Yuri Borysovych Shvets (Note: Юрій Борисович Швець; Юрий Борисович Швец) (born 16 May 1953) is a former Soviet intelligence officer of Ukrainian origin. He was a Major in the KGB between 1980 and 1990. From April 1985 to 1987, he was a resident spy in Washington, D.C. While there, he held a cover job as a correspondent for TASS, a Soviet state-owned news agency. He left the KGB in September 1990.

== Biography ==
Shvets graduated in international law from the Patrice Lumumba Peoples' Friendship University (now the Peoples' Friendship University of Russia). He also graduated from the Academy of Foreign Intelligence, where he reportedly studied alongside Vladimir Putin.

=== Career in the KGB ===
In his 1995 book, Washington Station, Shvets alleges he had recruited two key sources of political intelligence — "Socrates", a former aide to President Jimmy Carter with strong ties to Greece, and his wife "Sputnitsa" (Спутница), a journalist working in Washington. Some of these details were called into question. Later, on "60 Minutes", Shvets had identified Socrates as John Helmer, an Australian-born journalist, who denied being Socrates.

=== Move to America ===
After publishing a book describing his exploits and ultimate falling-out with the KGB, Shvets was banned from foreign travel. In 1993, he moved permanently to the United States, where he later gained citizenship.

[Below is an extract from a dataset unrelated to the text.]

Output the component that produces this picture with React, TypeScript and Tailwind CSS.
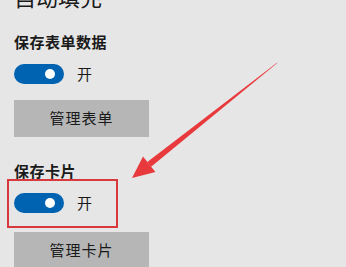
export default function App() {
  return (
    <div
      className="relative w-[346px] h-[267px] overflow-hidden bg-[#e6e6e6] text-[#1a1a1a]"
      style={{ fontFamily: '"Noto Sans CJK SC", "Noto Sans", sans-serif' }}
    >
      <div className="flex flex-col pl-[14px]">
        {/* 标题 */}
        <div className="mt-[-15px] h-[22px] text-[22px] leading-[22px]">自动填充</div>

        {/* 保存表单数据 */}
        <div className="mt-[25px] h-[20px] text-[15px] leading-[20px] font-bold tracking-[0.5px]">保存表单数据</div>
        <div className="mt-[12px] flex items-center gap-[13px]">
          <Toggle />
          <span className="text-[15px] leading-[20px]">开</span>
        </div>
        <button className="mt-[16px] w-[135px] h-[37px] bg-[#b6b6b6] text-[15px] tracking-[1px]">管理表单</button>

        {/* 保存卡片 */}
        <div className="mt-[24px] h-[20px] text-[15px] leading-[20px] font-bold tracking-[0.5px]">保存卡片</div>
        <div className="relative mt-[12px] flex items-center gap-[13px]">
          <Toggle />
          <span className="text-[15px] leading-[20px]">开</span>
          <div className="absolute left-[-7px] top-[-14px] w-[111px] h-[49px] border-2 border-[#d8393c]" />
        </div>
        <button className="mt-[19px] w-[135px] h-[37px] bg-[#b6b6b6] text-[15px] tracking-[1px]">管理卡片</button>
      </div>

      {/* 红色箭头 */}
      <svg className="absolute left-0 top-0" width="346" height="267" viewBox="0 0 346 267">
        <polygon
          points="277.3,62.6 276.7,63.4 151.1,166.7 147.3,161.9"
          fill="#e8393d"
        />
        <polygon points="132,178 143,156.5 155.4,172.1" fill="#e8393d" />
      </svg>
    </div>
  );
}

function Toggle() {
  return (
    <div className="w-[50px] h-[20px] rounded-full bg-[#0063b1] flex items-center justify-end pr-[9px]">
      <div className="w-[10px] h-[10px] rounded-full bg-white" />
    </div>
  );
}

Shvets was a key source for the 2021 book American Kompromat by Craig Unger, which details claims that Donald Trump is a Soviet, and later Russian, asset.

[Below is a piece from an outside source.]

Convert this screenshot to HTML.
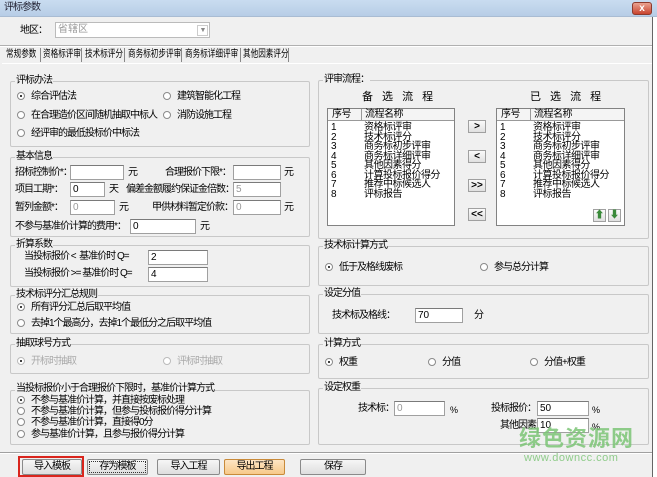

===Involvement with Alexander Litvinenko===
In 2006, Shvets emerged as a potentially key witness in the poisoning of ex-Federal Security Service officer Alexander Litvinenko. In an interview with the BBC, broadcast on 16 December 2006, Shvets said that he and Litvinenko had compiled a report investigating the activities of senior Kremlin officials on behalf of a British company looking to invest "dozens of millions of dollars" in a project in Russia. Shvets said the dossier about Sergei Ivanov was so incriminating, it was likely that Litvinenko was murdered because of it. He said that Litvinenko had shown the dossier to another business associate, Andrei Lugovoi, who had worked for the FSB and had passed the dossier to his superiors in Moscow. Shvets was interviewed about it by Scotland Yard detectives investigating Litvinenko's murder.